Slide View : Parallel Computer Architecture and Programming : 15-418/618 Spring 2017

jmc

The ticket lock reduces interconnect traffic by a factor of P over the basic test-and-set because when the lock is released, only the processor with the next "ticket number" will send a BusRdX and invalidate the other caches, rather than all P processors in sequence.

CORRECTION: The ticket lock reduces interconnect traffic by a factor of P over the test-and-test-and-set, not the basic test-and-set as initially written above. It would be an even larger factor over the basic test-and-set.

axiao

The ticket lock also avoids the interconnect traffic that occurs in basic test-and-set when a lock is acquired by one processor and other processors continuously try to acquire the lock for themselves. This is because the only write operation in the ticket lock implementation is when a processor unlocks a lock. Each processor only needs to read the now_serving variable while waiting.

rootB

Ticket lock reduces interconnect traffic at the cost of an extra int for lock storage. Is there any other tradeoffs?

nemo

There will be false sharing in this case! The next_ticket increment (write operation) will invalidate the line in caches where the corresponding processors may just be waiting (cache line in S state).

ask

Another advantage of the ticket-based lock system is that it ensures fairness. None of the threads contesting for the lock is starved as they are assigned a ticket number which more or less ensures a FIFO kind-of behavior.

eourcs

It also easily extends a priority system due to this centralized structure. If two threads of different priorities are waiting to grab a lock (this is sometimes pertinent in real time systems), they can simply be added to a priority queue. Such a solution would not so simple with other forms of synchronization.

Master

Ticket-based spin lock has serious problem of false sharing.

When a thread tries to acquire a lock, it has to read from the core that is holding the lock.

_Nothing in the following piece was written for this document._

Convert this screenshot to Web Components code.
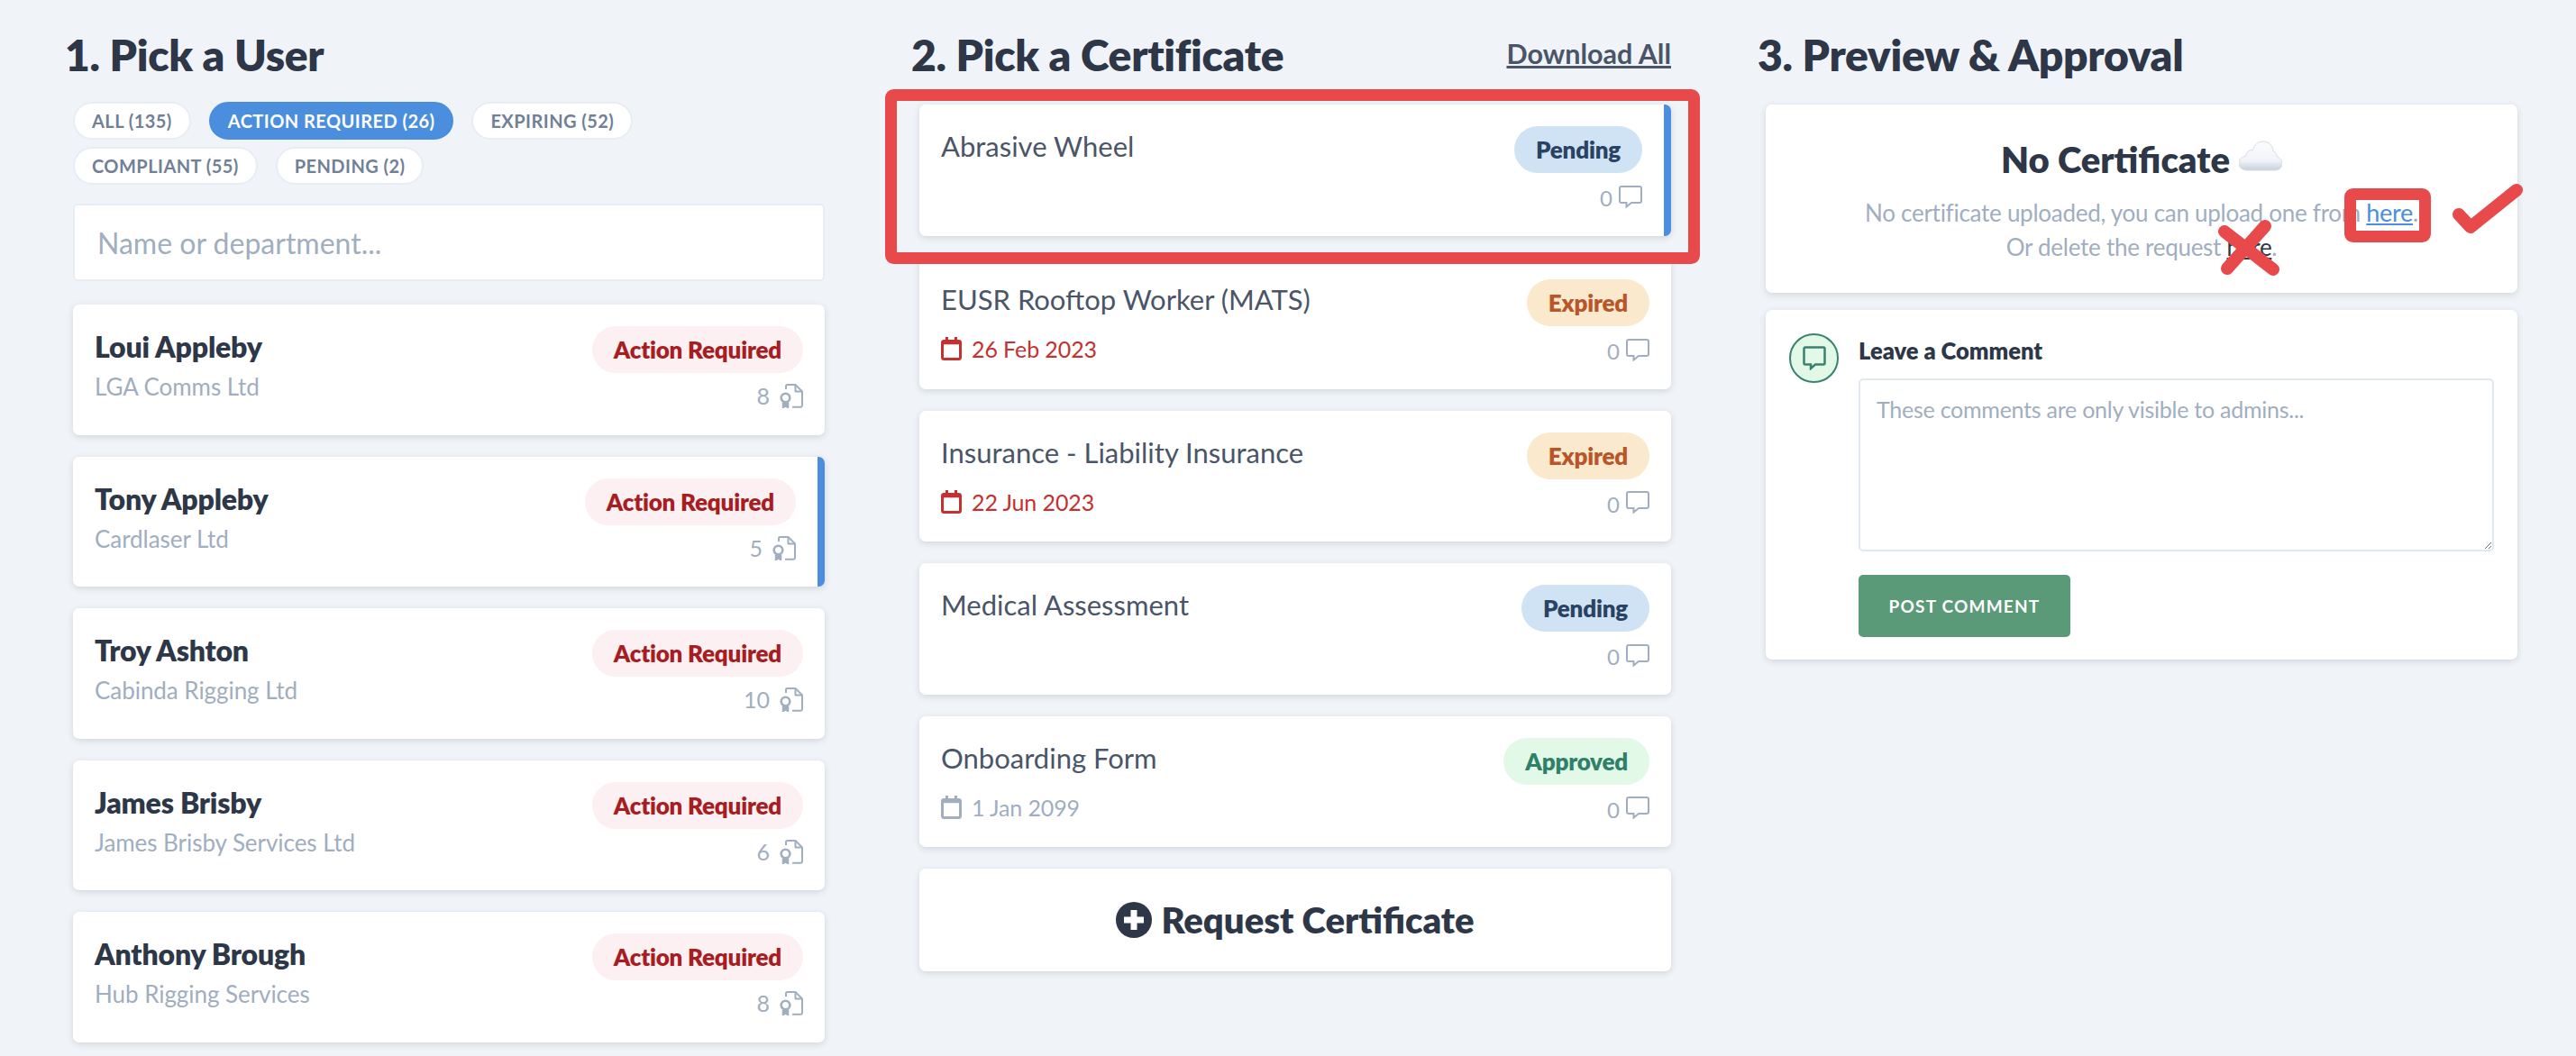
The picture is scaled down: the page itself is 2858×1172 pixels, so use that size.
<!DOCTYPE html>
<html lang="en">
<head>
  <meta charset="UTF-8">
  <title>Certificates</title>
  <style>
    html, body { margin:0; background:#f0f4f8; }
    body { font-family:Lato, "Liberation Sans", sans-serif; color:#2d3748; height:1172px; overflow:hidden; position:relative; }
    #board { display:grid; grid-template-columns:843px 843px 843px; column-gap:96px; padding:0 0 0 72px; }
  </style>
</head>
<body>
  <template id="column-tmpl">
    <style>
      :host { display:block; }
      header { display:flex; justify-content:space-between; align-items:flex-start; height:116px; box-sizing:border-box; padding-top:34px; }
      h2 { margin:0; font-size:48px; line-height:54px; font-weight:800; color:#2d3748; letter-spacing:-.3px; }
      ::slotted(a) { font-size:30.5px; line-height:36px; margin-top:7px; font-weight:700; color:#4a5568; text-decoration:underline; }
      main { margin-left:9px; display:flex; flex-direction:column; }
    </style>
    <header><h2><slot name="title"></slot></h2><slot name="action"></slot></header>
    <main><slot></slot></main>
  </template>

  <template id="filters-tmpl">
    <style>
      :host { display:flex; flex-wrap:wrap; gap:8px 20px; margin-top:-3px; margin-bottom:21px; }
    </style>
    <slot></slot>
  </template>

  <template id="pill-tmpl">
    <style>
      :host { display:block; height:42px; box-sizing:border-box; border:2px solid #e8edf3; border-radius:21px; padding:0 19px; background:#fff; font-size:20px; line-height:38px; font-weight:700; letter-spacing:.45px; color:#718096; }
      :host([active]) { background:#4a8edd; border-color:#4a8edd; color:#fff; }
    </style>
    <slot></slot>
  </template>

  <template id="search-tmpl">
    <style>
      :host { display:block; margin-bottom:26px; }
      input { display:block; width:100%; height:86px; box-sizing:border-box; border:2px solid #e8edf3; border-radius:5px; background:#fff; padding:0 25px; font:400 32px Lato, sans-serif; color:#2d3748; outline:none; }
      input::placeholder { color:#a0aec0; opacity:1; }
    </style>
    <input type="text" placeholder="Name or department...">
  </template>

  <template id="badge-tmpl">
    <style>
      :host { display:block; height:52px; border-radius:26px; padding:0 24px; font-size:26px; line-height:52px; font-weight:800; letter-spacing:-.2px; white-space:nowrap; }
      :host([kind=action]) { background:#fcf0f3; color:#a61e22; }
      :host([kind=pending]) { background:#d0e3f5; color:#2a4365; }
      :host([kind=expired]) { background:#fbe9cd; color:#b7562a; }
      :host([kind=approved]) { background:#e3f9e8; color:#2f8069; }
    </style>
    <slot></slot>
  </template>

  <template id="user-tmpl">
    <style>
      :host { display:block; background:#fff; border-radius:7px; box-shadow:0 2px 7px rgba(45,55,72,.16); margin-bottom:24px; height:144.5px; box-sizing:border-box; padding:24px; overflow:hidden; }
      :host([selected]) { border-right:8px solid #4a8edd; }
      .row { display:flex; justify-content:space-between; }
      .name { font-size:32px; line-height:36px; font-weight:800; letter-spacing:-.2px; color:#2d3748; margin-top:5px; }
      .company { font-size:26px; line-height:32px; letter-spacing:-.05px; color:#a0aec0; margin-top:10px; }
      .side { display:flex; flex-direction:column; align-items:flex-end; }
      .count { display:flex; align-items:center; gap:11px; margin-top:12px; font-size:25px; line-height:27px; color:#a0aec0; }
      svg { display:block; }
    </style>
    <div class="row">
      <div><div class="name"></div><div class="company"></div></div>
      <div class="side">
        <status-badge kind="action">Action Required</status-badge>
        <div class="count"><span class="num"></span>
          <svg width="26" height="27" viewBox="0 0 26 27" fill="none" stroke="#a0aec0" stroke-width="2"><path d="M7 6V2.800A1.800 1.800 0 0 1 8.800 1H17.500L25 8.500V24A1.800 1.800 0 0 1 23.200 25.800H14"/><path d="M17.500 1V8.500H25" stroke-linejoin="round"/><circle cx="6.500" cy="15.500" r="4.800" stroke-width="2.600"/><path d="M3.500 20.500V26.800L6.500 24.800L9.500 26.800V20.500" fill="#a0aec0" stroke-width="1.500"/></svg>
        </div>
      </div>
    </div>
  </template>

  <template id="cert-tmpl">
    <style>
      :host { display:block; background:#fff; border-radius:7px; box-shadow:0 2px 7px rgba(45,55,72,.16); margin-bottom:24px; height:145.5px; box-sizing:border-box; padding:24px; overflow:hidden; }
      :host([selected]) { border-right:8px solid #4a8edd; height:146px; }
      .row { display:flex; justify-content:space-between; }
      .title { font-size:31px; line-height:36px; color:#4a5568; margin-top:4px; }
      .side { display:flex; flex-direction:column; align-items:flex-end; }
      .count { display:flex; align-items:center; gap:7px; margin-top:11px; font-size:24px; line-height:26px; color:#a0aec0; }
      .count span { padding-top:4px; }
      .date { display:flex; align-items:center; gap:11px; margin-top:23px; font-size:25px; line-height:28px; letter-spacing:-.1px; color:#a0aec0; }
      .date svg { stroke:#a0aec0; fill:#a0aec0; }
      :host([overdue]) .date { color:#c53030; }
      :host([overdue]) .date svg { stroke:#c53030; fill:#c53030; }
      svg { display:block; }
    </style>
    <div class="row">
      <div><div class="title"></div>
        <div class="date">
          <svg width="23" height="26" viewBox="0 0 23 26"><rect x="1.500" y="4.500" width="20" height="20" rx="2" fill="none" stroke-width="3"/><path d="M1.500 4.500H21.500V7.500H1.500Z" stroke-width="1.500"/><path d="M6.500 0V4M16.500 0V4" stroke-width="3" fill="none"/></svg>
          <span class="when"></span>
        </div>
      </div>
      <div class="side">
        <status-badge></status-badge>
        <div class="count"><span>0</span>
          <svg width="26" height="25" viewBox="0 0 26 25" fill="none" stroke="#a0aec0" stroke-width="2"><path d="M3 1H23A2 2 0 0 1 25 3V17A2 2 0 0 1 23 19H14L8.500 23.500V19H3A2 2 0 0 1 1 17V3A2 2 0 0 1 3 1Z"/></svg>
        </div>
      </div>
    </div>
  </template>

  <template id="request-tmpl">
    <style>
      :host { display:flex; justify-content:center; align-items:center; gap:10px; height:114px; background:#fff; border-radius:7px; box-shadow:0 2px 7px rgba(45,55,72,.16); font-size:40px; font-weight:800; color:#2d3748; }
      svg { display:block; }
    </style>
    <svg width="40" height="40" viewBox="0 0 40 40"><circle cx="20" cy="20" r="20" fill="#2d3748"/><path d="M20 9V31M9 20H31" stroke="#fff" stroke-width="7"/></svg>
    <slot></slot>
  </template>

  <template id="preview-tmpl">
    <style>
      :host { display:block; background:#fff; border-radius:7px; box-shadow:0 2px 7px rgba(45,55,72,.16); height:209px; box-sizing:border-box; padding-top:38px; margin-bottom:19px; text-align:center; }
      h3 { margin:0; display:flex; justify-content:center; align-items:flex-start; gap:10px; font-size:40px; line-height:46px; font-weight:800; color:#2d3748; }
      h3 svg { margin-top:2px; }
      p { margin:17px 0 0; font-size:26px; line-height:38px; letter-spacing:-.27px; color:#a0aec0; }
      a { text-decoration:underline; }
      .up { color:#4a8edd; font-size:27px; }
      .del { color:#2d3748; }
    </style>
    <h3>No Certificate
      <svg width="48" height="34" viewBox="0 0 48 34">
        <defs><linearGradient id="cl" x1="0" y1="0" x2="0" y2="1"><stop offset="0" stop-color="#fbfcfe"/><stop offset=".65" stop-color="#f1f4f8"/><stop offset="1" stop-color="#c6d0dc"/></linearGradient></defs>
        <path d="M9 33C3.500 33 0 29.500 0 25C0 20.500 3.500 17.500 7.500 17.500C8 13 11.500 10 15.500 10.500C17 4.500 21.500 1 27 1C33 1 37.500 5.500 38 11.500C41 13.500 42.500 15.500 42.500 18C45.800 19.500 48 22 48 25.500C48 30 44.500 33 40 33Z" fill="url(#cl)" stroke="#d5dce5"/>
      </svg>
    </h3>
    <p>No certificate uploaded, you can upload one from <a class="up">here</a>.<br>Or delete the request <a class="del">here</a>.</p>
  </template>

  <template id="comment-tmpl">
    <style>
      :host { display:flex; gap:22px; background:#fff; border-radius:7px; box-shadow:0 2px 7px rgba(45,55,72,.16); height:388px; box-sizing:border-box; padding:26px 26px 0; }
      .avatar { flex:none; width:55px; height:55px; box-sizing:border-box; border:2px solid #38826f; border-radius:50%; background:#e3f9e8; display:flex; align-items:center; justify-content:center; }
      .body { flex:1; }
      .label { font-size:25.500px; line-height:30px; font-weight:800; color:#2d3748; margin-top:4px; }
      textarea { display:block; width:100%; height:192px; box-sizing:border-box; margin-top:16px; border:2px solid #e2e8f0; border-radius:5px; padding:14px 18px; font:400 25px/36px Lato, sans-serif; letter-spacing:-.25px; color:#2d3748; background:#fff; outline:none; resize:vertical; }
      textarea::placeholder { color:#a0aec0; opacity:1; }
      button { display:block; margin-top:26px; width:235px; height:69px; border:0; border-radius:5px; background:#5a9a78; color:#fff; font:700 19px Lato, sans-serif; letter-spacing:1.2px; text-transform:uppercase; }
      svg { display:block; }
    </style>
    <div class="avatar"><svg width="26" height="27" viewBox="0 0 26 27" fill="none" stroke="#38826f" stroke-width="2.500"><path d="M3 1.500H23A1.500 1.500 0 0 1 24.500 3V19A1.500 1.500 0 0 1 23 20.500H14L9 25V20.500H3A1.500 1.500 0 0 1 1.500 19V3A1.500 1.500 0 0 1 3 1.500Z"/></svg></div>
    <div class="body">
      <div class="label">Leave a Comment</div>
      <textarea placeholder="These comments are only visible to admins..."></textarea>
      <button>Post Comment</button>
    </div>
  </template>

  <template id="marks-tmpl">
    <style>
      :host { position:absolute; left:0; top:0; width:2858px; height:1172px; pointer-events:none; display:block; }
      svg { position:absolute; left:0; top:0; }
    </style>
    <svg width="2858" height="1172" viewBox="0 0 2858 1172" fill="none" stroke="#e84a4c">
      <rect x="988.500" y="105.500" width="891" height="181" rx="3" stroke-width="13"/>
      <rect x="2607.500" y="215.500" width="83" height="47" rx="3" stroke-width="13"/>
      <path d="M2728 238L2741 252L2792 211" stroke-width="14" stroke-linecap="round" stroke-linejoin="round"/>
      <path d="M2468 257L2522 299M2513 251L2471 298" stroke-width="14" stroke-linecap="round"/>
    </svg>
  </template>

  <div id="board">
    <pick-column>
      <span slot="title">1. Pick a User</span>
      <filter-bar>
        <filter-pill>ALL (135)</filter-pill>
        <filter-pill active>ACTION REQUIRED (26)</filter-pill>
        <filter-pill>EXPIRING (52)</filter-pill>
        <filter-pill>COMPLIANT (55)</filter-pill>
        <filter-pill>PENDING (2)</filter-pill>
      </filter-bar>
      <user-search></user-search>
      <user-card name="Loui Appleby" company="LGA Comms Ltd" count="8"></user-card>
      <user-card name="Tony Appleby" company="Cardlaser Ltd" count="5" selected></user-card>
      <user-card name="Troy Ashton" company="Cabinda Rigging Ltd" count="10"></user-card>
      <user-card name="James Brisby" company="James Brisby Services Ltd" count="6"></user-card>
      <user-card name="Anthony Brough" company="Hub Rigging Services" count="8"></user-card>
    </pick-column>

    <pick-column>
      <span slot="title">2. Pick a Certificate</span>
      <a slot="action">Download All</a>
      <cert-card title-text="Abrasive Wheel" status="pending" label="Pending" selected></cert-card>
      <cert-card title-text="EUSR Rooftop Worker (MATS)" status="expired" label="Expired" date="26 Feb 2023" overdue></cert-card>
      <cert-card title-text="Insurance - Liability Insurance" status="expired" label="Expired" date="22 Jun 2023" overdue></cert-card>
      <cert-card title-text="Medical Assessment" status="pending" label="Pending"></cert-card>
      <cert-card title-text="Onboarding Form" status="approved" label="Approved" date="1 Jan 2099"></cert-card>
      <request-card>Request Certificate</request-card>
    </pick-column>

    <pick-column>
      <span slot="title">3. Preview &amp; Approval</span>
      <preview-card></preview-card>
      <comment-card></comment-card>
    </pick-column>
  </div>

  <red-marks></red-marks>

  <script>
    function fromTemplate(el, id) {
      const root = el.attachShadow({ mode: 'open' });
      root.appendChild(document.getElementById(id).content.cloneNode(true));
      return root;
    }

    // elements that only need their template
    const plain = {
      'pick-column': 'column-tmpl',
      'filter-bar': 'filters-tmpl',
      'filter-pill': 'pill-tmpl',
      'user-search': 'search-tmpl',
      'status-badge': 'badge-tmpl',
      'request-card': 'request-tmpl',
      'preview-card': 'preview-tmpl',
      'comment-card': 'comment-tmpl',
      'red-marks': 'marks-tmpl'
    };
    for (const tag in plain) {
      customElements.define(tag, class extends HTMLElement {
        constructor() {
          super();
          fromTemplate(this, plain[tag]);
        }
      });
    }

    class UserCard extends HTMLElement {
      connectedCallback() {
        const root = fromTemplate(this, 'user-tmpl');
        root.querySelector('.name').textContent = this.getAttribute('name');
        root.querySelector('.company').textContent = this.getAttribute('company');
        root.querySelector('.num').textContent = this.getAttribute('count');
      }
    }
    customElements.define('user-card', UserCard);

    class CertCard extends HTMLElement {
      connectedCallback() {
        const root = fromTemplate(this, 'cert-tmpl');
        root.querySelector('.title').textContent = this.getAttribute('title-text');
        const badge = root.querySelector('status-badge');
        badge.setAttribute('kind', this.getAttribute('status'));
        badge.textContent = this.getAttribute('label');
        if (this.hasAttribute('date')) {
          root.querySelector('.when').textContent = this.getAttribute('date');
        } else {
          root.querySelector('.date').style.display = 'none';
        }
      }
    }
    customElements.define('cert-card', CertCard);
  </script>
</body>
</html>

When a thread releases a lock, it has to broadcast invalidation messages on the interconnect to invalidate all cores that holds the cache line.

shpeefps

Is false sharing actually an issue here? Even though every processor's cache is invalidated with each increment, they weren't going to do any useful work while waiting anyway. Or am I missing something?

vadtani

@shpeefs with padding you will be invalidating only that processor's cache line, but without it all processor sharing the cache line will be invalidated.

annag

The ticket lock model successfully accomplishes the goal of "low interconnect traffic." This is because a sequential assignment of lock acquisition is assigned to the processors, reducing the need to decide which processor acquires the lock after it's been released.

rrp123

When a processor releases the lock, wouldn't there still be O(P) invalidations that happen, since every processor has to drop it's version of l->now_serving? Similarly, whenever a processor modifies the next_ticket number, every other processor would still have to drop it's version of this variable as well, causing O(P) invalidations once again. How is this better than the test-and-test-and-set lock?